In my point of view Serbia needs more “future” and apparently this time it means “Goodbye Kosovo”. It is a fair cause, I agree, but in an unfair world. Who doubts?

Kosovo was lost in the 90´s, when the US decided to test the “humanitarian imperialism”. Unfortunately there is not “time-machine”. Maybe Monika Lewinski was the real responsible for the lost of Kosovo. Her blowjobs on Bill made him crazy.

Let’s see what happen in the next 200 years. Maybe there is no more state nation, just cities, cultures and global flows. Sometimes “less means more”.

Today Kosovo is a headache; it is a perfect dilemma, where nobody wins at all. However, the domino effect will be interesting to see, how the boomerang returns to the “humanitarians”. Maybe California will be Mexican again, Miami part of the big Cuba, maybe East London will be Pakistani because they are majority. Who knows the consequences of this in the long term?

Maybe Knez Lazar had to choose the blue pill instead of the pink one. History could be so different. In that case today you could find in “Istanbulic” the best Rakja and the best Saint Nicholas Bread. But this is past, now you can choose the blue one. It is up to you. Your generation is the Knez Lazar of this times.
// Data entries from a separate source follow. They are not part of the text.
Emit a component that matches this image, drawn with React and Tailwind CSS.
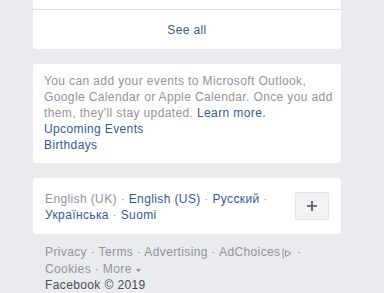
export default function App() {
  const sep = <span className="text-[#90949c]"> · </span>;
  return (
    <div className="h-[293px] w-[384px] overflow-hidden bg-[#e9ebee] font-['Liberation_Sans',Arial,sans-serif] text-[12px] leading-[16px] tracking-[0.38px]">
      <div className="ml-[33px] w-[308px] rounded-b-[3px] bg-white">
        <div className="h-[9px]" />
        <div className="flex h-[40px] items-center justify-center border-t border-[#dddfe2] text-[12px] text-[#365899]">
          See all
        </div>
      </div>

      <div className="ml-[33px] mt-[15px] h-[99px] w-[308px] rounded-[3px] bg-white pl-[11px] pr-[8px] pt-[9px] text-[#90949c]">
        <p>
          You can add your events to Microsoft Outlook, Google Calendar or Apple Calendar. Once you add them, they'll stay updated.{' '}
          <span className="text-[#365899]">Learn more.</span>
        </p>
        <p className="text-[#365899]">Upcoming Events</p>
        <p className="text-[#365899]">Birthdays</p>
      </div>

      <div className="ml-[33px] mt-[15px] flex h-[56px] w-[308px] items-center justify-between rounded-[3px] bg-white pl-[12px] pr-[12px]">
        <div className="w-[245px] pt-[1px] text-[#365899]">
          <span className="text-[#90949c]">English (UK)</span>
          {sep}English (US){sep}Русский{sep}
          <br />
          Українська{sep}Suomi
        </div>
        <button className="flex h-[28px] w-[34px] items-center justify-center rounded-[2px] border border-[#e4e6ea] bg-[#f2f3f5]">
          <svg width="12" height="12" viewBox="0 0 12 12">
            <path d="M6 1v10M1 6h10" stroke="#4b4f56" strokeWidth="1.6" />
          </svg>
        </button>
      </div>

      <div className="ml-[45px] mt-[10px] text-[#90949c]">
        <p>
          Privacy{sep}Terms{sep}Advertising{sep}AdChoices
          <span className="ml-[2px] inline-block align-middle">
            <svg width="11" height="11" viewBox="0 0 11 11" className="inline">
              <path d="M1 1v9M1 1h1M1 10h1" stroke="#90949c" strokeWidth="1" fill="none" />
              <path d="M3.5 2.5l5.5 3-5.5 3z" stroke="#90949c" strokeWidth="1" fill="none" />
            </svg>
          </span>
          {sep}
        </p>
        <p>
          Cookies{sep}More
          <svg width="8" height="6" viewBox="0 0 8 6" className="ml-[3px] inline">
            <path d="M1 2h5l-2.5 3z" fill="#90949c" />
          </svg>
        </p>
        <p className="text-[#4b4f56]">Facebook © 2019</p>
      </div>
    </div>
  );
}
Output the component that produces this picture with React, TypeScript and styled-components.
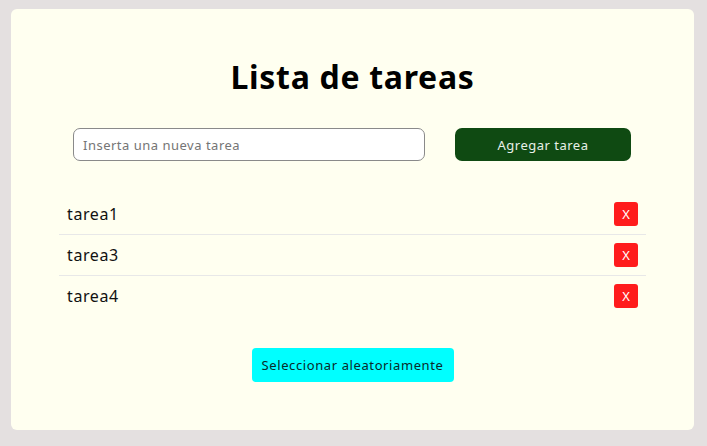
import React from "react";
import styled, { createGlobalStyle } from "styled-components";

const Global = createGlobalStyle`
  html, body { margin: 0; padding: 0; background: #e4e0e0; }
  body { font-family: "Noto Sans", "Open Sans", sans-serif; }
  * { box-sizing: border-box; }
`;

const Page = styled.div`
  padding: 9px 13px 16px 11px;
`;

const Card = styled.main`
  background: #fffff0;
  border-radius: 6px;
  height: 421px;
  padding: 46px 48px 0 48px;
  display: flex;
  flex-direction: column;
`;

const Title = styled.h1`
  margin: 0;
  text-align: center;
  font-size: 32px;
  font-weight: 700;
  line-height: 44px;
  letter-spacing: 0.7px;
  color: #000;
`;

const Form = styled.div`
  display: flex;
  align-items: center;
  margin-top: 29px;
  padding: 0 14px;
  gap: 30px;
`;

const Input = styled.input`
  width: 352px;
  height: 33px;
  border: 1px solid #8a8a8a;
  border-radius: 7px;
  background: #fff;
  padding: 0 9px;
  font-family: inherit;
  font-size: 13px;
  letter-spacing: 0.5px;
  &::placeholder { color: #757575; }
`;

const AddButton = styled.button`
  width: 176px;
  height: 33px;
  border: none;
  border-radius: 7px;
  background: #0f4a12;
  color: #e8f0e8;
  font-family: inherit;
  font-size: 13px;
  letter-spacing: 0.5px;
`;

const List = styled.ul`
  list-style: none;
  margin: 33px 0 0 0;
  padding: 0;
`;

const Row = styled.li<{ $last?: boolean }>`
  display: flex;
  align-items: center;
  justify-content: space-between;
  height: 41px;
  padding: 0 8px;
  border-bottom: 1px solid ${(p) => (p.$last ? "transparent" : "#e8e8e8")};
  font-size: 16px;
  letter-spacing: 0.6px;
  color: #111;
`;

const DeleteButton = styled.button`
  width: 24px;
  height: 24px;
  border: none;
  border-radius: 3px;
  background: #ff1c1c;
  color: #fff;
  font-family: inherit;
  font-size: 13px;
  padding: 0;
`;

const Footer = styled.div`
  display: flex;
  justify-content: center;
  margin-top: 31px;
`;

const RandomButton = styled.button`
  width: 202px;
  height: 34px;
  border: none;
  border-radius: 4px;
  background: #00ffff;
  color: #0a2a2a;
  font-family: inherit;
  font-size: 13px;
  letter-spacing: 0.6px;
`;

const tasks = ["tarea1", "tarea3", "tarea4"];

export default function App() {
  return (
    <Page>
      <Global />
      <Card>
        <Title>Lista de tareas</Title>
        <Form>
          <Input placeholder="Inserta una nueva tarea" />
          <AddButton>Agregar tarea</AddButton>
        </Form>
        <List>
          {tasks.map((t, i) => (
            <Row key={t} $last={i === tasks.length - 1}>
              <span>{t}</span>
              <DeleteButton>X</DeleteButton>
            </Row>
          ))}
        </List>
        <Footer>
          <RandomButton>Seleccionar aleatoriamente</RandomButton>
        </Footer>
      </Card>
    </Page>
  );
}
Full disclosure: I’m a south American who likes Serbia. I hope nobody feel offended for my comment. I could understand the feelings of Sale and many others, but at the same time I welcome the courage of Belgrade 2.0 guys to focus on the future, and share it with foreigners.

Kosovo je chileanc ;-)

Owen December 13, 2007 at 7:27 pm

East London certainly won’t be Pakistani. Tower Hamlets may well have a majority population of Bangladeshi origin/descent but since the 1971 genocide these have been two different countries.

Slobodan December 15, 2007 at 9:04 pm

I don´t remember that national television (RTS) was burned to the the ground seven years ago. The building was seriously damaged and there was fire in there, but it wasn`t burned to the ground.

Pues, mira, no estoy tan seguro que el edificio de la televisión nacional se derrumbó en llamas hace siete años. Sí que estuvo en llamas y sufrió daños importantes pero no me acerdo que se derrumbó por completo.